Set task: Output the full listing below exactly, without the pictures.

— BEGIN Source material —

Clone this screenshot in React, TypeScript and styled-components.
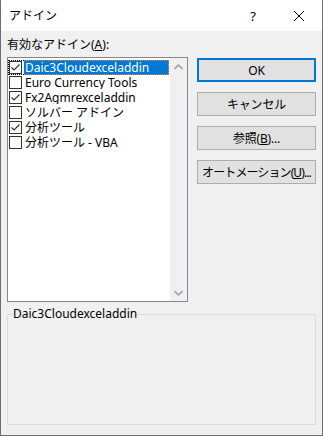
import * as React from 'react';
import styled, { createGlobalStyle } from 'styled-components';

const GlobalStyle = createGlobalStyle`
  html, body {
    margin: 0;
    padding: 0;
    background: #f0f0f0;
  }
  * {
    box-sizing: border-box;
  }
`;

const Window = styled.div`
  width: 323px;
  height: 436px;
  display: flex;
  flex-direction: column;
  background: #f0f0f0;
  border: 1px solid #6d6d6d;
  border-top: none;
  font-family: "Noto Sans", "Noto Sans CJK JP", sans-serif;
  font-size: 12px;
  color: #000;
  overflow: hidden;
`;

const TitleBar = styled.div`
  height: 31px;
  display: flex;
  align-items: center;
  background: #fff;
`;

const Title = styled.div`
  flex: 1;
  padding-left: 8px;
  font-size: 12px;
  line-height: 16px;
`;

const TitleButton = styled.div`
  width: 46px;
  height: 31px;
  display: flex;
  align-items: center;
  justify-content: center;
  font-size: 13px;
`;

const Body = styled.div`
  flex: 1;
  display: flex;
  flex-direction: column;
  padding: 0 6px 0 6px;
`;

const Label = styled.div`
  margin-top: 6px;
  height: 16px;
  line-height: 16px;
`;

const Main = styled.div`
  display: flex;
  margin-top: 4px;
`;

const ListBox = styled.div`
  width: 181px;
  height: 245px;
  border: 1px solid #828790;
  background: #fff;
  display: flex;
`;

const Items = styled.div`
  flex: 1;
  padding-top: 2px;
`;

const Row = styled.div`
  height: 15px;
  display: flex;
  align-items: stretch;
  white-space: nowrap;
`;

const CheckCell = styled.div<{ $focus?: boolean }>`
  width: 16px;
  display: flex;
  align-items: center;
  padding-left: 1px;
  border: 1px dotted ${p => (p.$focus ? '#000' : 'transparent')};
  border-right: none;
`;

const Box = styled.div`
  width: 13px;
  height: 13px;
  border: 1px solid #333;
  background: #fff;
  display: flex;
  align-items: center;
  justify-content: center;
  margin-left: -1px;
`;

const ItemText = styled.div<{ $selected?: boolean }>`
  width: 145px;
  height: 15px;
  padding-left: 1px;
  line-height: 13px;
  overflow: hidden;
  background: ${p => (p.$selected ? '#0078d7' : 'transparent')};
  color: ${p => (p.$selected ? '#fff' : '#000')};
  border: 1px dotted ${p => (p.$selected ? '#ff8728' : 'transparent')};
  border-left: none;
`;

const ScrollBar = styled.div`
  width: 17px;
  background: #f0f0f0;
  display: flex;
  flex-direction: column;
  justify-content: space-between;
`;

const ScrollArrow = styled.div`
  height: 17px;
  display: flex;
  align-items: center;
  justify-content: center;
`;

const ButtonColumn = styled.div`
  margin-left: 9px;
  margin-top: 1px;
  display: flex;
  flex-direction: column;
  gap: 10px;
`;

const Button = styled.div<{ $default?: boolean; $compact?: boolean }>`
  width: 119px;
  height: 24px;
  display: flex;
  align-items: center;
  justify-content: center;
  white-space: nowrap;
  letter-spacing: ${p => (p.$compact ? '-0.9px' : '-0.2px')};
  background: #e1e1e1;
  border: ${p => (p.$default ? '2px solid #0078d7' : '1px solid #adadad')};
`;

const Group = styled.fieldset`
  margin: 5px 0 0 0;
  width: 309px;
  height: 118px;
  border: 1px solid #dcdcdc;
  padding: 0 5px;
`;

const Legend = styled.legend`
  padding: 0;
  line-height: 14px;
`;

const Check = () => (
  <svg width="11" height="11" viewBox="0 0 11 11">
    <polyline points="1.5,5.5 4,8 9.5,2.5" fill="none" stroke="#333" strokeWidth="1.2" />
  </svg>
);

const Chevron = ({ up }: { up?: boolean }) => (
  <svg width="9" height="6" viewBox="0 0 9 6">
    <polyline
      points={up ? '0.5,5 4.5,1 8.5,5' : '0.5,1 4.5,5 8.5,1'}
      fill="none"
      stroke="#a3a3a3"
      strokeWidth="1.6"
    />
  </svg>
);

const items = [
  { name: 'Daic3Cloudexceladdin', checked: true },
  { name: 'Euro Currency Tools', checked: false },
  { name: 'Fx2Agmrexceladdin', checked: true },
  { name: 'ソルバー アドイン', checked: false },
  { name: '分析ツール', checked: true },
  { name: '分析ツール - VBA', checked: false },
];

const App: React.FunctionComponent = () => {
  return (
    <>
      <GlobalStyle />
      <Window>
        <TitleBar>
          <Title>アドイン</Title>
          <TitleButton>?</TitleButton>
          <TitleButton>
            <svg width="10" height="10" viewBox="0 0 10 10">
              <path d="M0 0L10 10M10 0L0 10" stroke="#000" strokeWidth="1" />
            </svg>
          </TitleButton>
        </TitleBar>
        <Body>
          <Label>
            有効なアドイン(<u>A</u>):
          </Label>
          <Main>
            <ListBox>
              <Items>
                {items.map((it, i) => (
                  <Row key={it.name}>
                    <CheckCell $focus={i === 0}>
                      <Box>{it.checked && <Check />}</Box>
                    </CheckCell>
                    <ItemText $selected={i === 0}>{it.name}</ItemText>
                  </Row>
                ))}
              </Items>
              <ScrollBar>
                <ScrollArrow>
                  <Chevron up />
                </ScrollArrow>
                <ScrollArrow>
                  <Chevron />
                </ScrollArrow>
              </ScrollBar>
            </ListBox>
            <ButtonColumn>
              <Button $default>OK</Button>
              <Button>キャンセル</Button>
              <Button>
                <span>
                  参照(<u>B</u>)...
                </span>
              </Button>
              <Button $compact>
                <span>
                  オートメーション(<u>U</u>)...
                </span>
              </Button>
            </ButtonColumn>
          </Main>
          <Group>
            <Legend>Daic3Cloudexceladdin</Legend>
          </Group>
        </Body>
      </Window>
    </>
  );
};

export default App;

— END Source material —

Solution below:
Clone this screenshot in React, TypeScript and styled-components.
import * as React from 'react';
import styled, { createGlobalStyle } from 'styled-components';

const GlobalStyle = createGlobalStyle`
  html, body {
    margin: 0;
    padding: 0;
    background: #f0f0f0;
  }
  * {
    box-sizing: border-box;
  }
`;

const Window = styled.div`
  width: 323px;
  height: 436px;
  display: flex;
  flex-direction: column;
  background: #f0f0f0;
  border: 1px solid #6d6d6d;
  border-top: none;
  font-family: "Noto Sans", "Noto Sans CJK JP", sans-serif;
  font-size: 12px;
  color: #000;
  overflow: hidden;
`;

const TitleBar = styled.div`
  height: 31px;
  display: flex;
  align-items: center;
  background: #fff;
`;

const Title = styled.div`
  flex: 1;
  padding-left: 8px;
  font-size: 12px;
  line-height: 16px;
`;

const TitleButton = styled.div`
  width: 46px;
  height: 31px;
  display: flex;
  align-items: center;
  justify-content: center;
  font-size: 13px;
`;

const Body = styled.div`
  flex: 1;
  display: flex;
  flex-direction: column;
  padding: 0 6px 0 6px;
`;

const Label = styled.div`
  margin-top: 6px;
  height: 16px;
  line-height: 16px;
`;

const Main = styled.div`
  display: flex;
  margin-top: 4px;
`;

const ListBox = styled.div`
  width: 181px;
  height: 245px;
  border: 1px solid #828790;
  background: #fff;
  display: flex;
`;

const Items = styled.div`
  flex: 1;
  padding-top: 2px;
`;

const Row = styled.div`
  height: 15px;
  display: flex;
  align-items: stretch;
  white-space: nowrap;
`;

const CheckCell = styled.div<{ $focus?: boolean }>`
  width: 16px;
  display: flex;
  align-items: center;
  padding-left: 1px;
  border: 1px dotted ${p => (p.$focus ? '#000' : 'transparent')};
  border-right: none;
`;

const Box = styled.div`
  width: 13px;
  height: 13px;
  border: 1px solid #333;
  background: #fff;
  display: flex;
  align-items: center;
  justify-content: center;
  margin-left: -1px;
`;

const ItemText = styled.div<{ $selected?: boolean }>`
  width: 145px;
  height: 15px;
  padding-left: 1px;
  line-height: 13px;
  overflow: hidden;
  background: ${p => (p.$selected ? '#0078d7' : 'transparent')};
  color: ${p => (p.$selected ? '#fff' : '#000')};
  border: 1px dotted ${p => (p.$selected ? '#ff8728' : 'transparent')};
  border-left: none;
`;

const ScrollBar = styled.div`
  width: 17px;
  background: #f0f0f0;
  display: flex;
  flex-direction: column;
  justify-content: space-between;
`;

const ScrollArrow = styled.div`
  height: 17px;
  display: flex;
  align-items: center;
  justify-content: center;
`;

const ButtonColumn = styled.div`
  margin-left: 9px;
  margin-top: 1px;
  display: flex;
  flex-direction: column;
  gap: 10px;
`;

const Button = styled.div<{ $default?: boolean; $compact?: boolean }>`
  width: 119px;
  height: 24px;
  display: flex;
  align-items: center;
  justify-content: center;
  white-space: nowrap;
  letter-spacing: ${p => (p.$compact ? '-0.9px' : '-0.2px')};
  background: #e1e1e1;
  border: ${p => (p.$default ? '2px solid #0078d7' : '1px solid #adadad')};
`;

const Group = styled.fieldset`
  margin: 5px 0 0 0;
  width: 309px;
  height: 118px;
  border: 1px solid #dcdcdc;
  padding: 0 5px;
`;

const Legend = styled.legend`
  padding: 0;
  line-height: 14px;
`;

const Check = () => (
  <svg width="11" height="11" viewBox="0 0 11 11">
    <polyline points="1.5,5.5 4,8 9.5,2.5" fill="none" stroke="#333" strokeWidth="1.2" />
  </svg>
);

const Chevron = ({ up }: { up?: boolean }) => (
  <svg width="9" height="6" viewBox="0 0 9 6">
    <polyline
      points={up ? '0.5,5 4.5,1 8.5,5' : '0.5,1 4.5,5 8.5,1'}
      fill="none"
      stroke="#a3a3a3"
      strokeWidth="1.6"
    />
  </svg>
);

const items = [
  { name: 'Daic3Cloudexceladdin', checked: true },
  { name: 'Euro Currency Tools', checked: false },
  { name: 'Fx2Agmrexceladdin', checked: true },
  { name: 'ソルバー アドイン', checked: false },
  { name: '分析ツール', checked: true },
  { name: '分析ツール - VBA', checked: false },
];

const App: React.FunctionComponent = () => {
  return (
    <>
      <GlobalStyle />
      <Window>
        <TitleBar>
          <Title>アドイン</Title>
          <TitleButton>?</TitleButton>
          <TitleButton>
            <svg width="10" height="10" viewBox="0 0 10 10">
              <path d="M0 0L10 10M10 0L0 10" stroke="#000" strokeWidth="1" />
            </svg>
          </TitleButton>
        </TitleBar>
        <Body>
          <Label>
            有効なアドイン(<u>A</u>):
          </Label>
          <Main>
            <ListBox>
              <Items>
                {items.map((it, i) => (
                  <Row key={it.name}>
                    <CheckCell $focus={i === 0}>
                      <Box>{it.checked && <Check />}</Box>
                    </CheckCell>
                    <ItemText $selected={i === 0}>{it.name}</ItemText>
                  </Row>
                ))}
              </Items>
              <ScrollBar>
                <ScrollArrow>
                  <Chevron up />
                </ScrollArrow>
                <ScrollArrow>
                  <Chevron />
                </ScrollArrow>
              </ScrollBar>
            </ListBox>
            <ButtonColumn>
              <Button $default>OK</Button>
              <Button>キャンセル</Button>
              <Button>
                <span>
                  参照(<u>B</u>)...
                </span>
              </Button>
              <Button $compact>
                <span>
                  オートメーション(<u>U</u>)...
                </span>
              </Button>
            </ButtonColumn>
          </Main>
          <Group>
            <Legend>Daic3Cloudexceladdin</Legend>
          </Group>
        </Body>
      </Window>
    </>
  );
};

export default App;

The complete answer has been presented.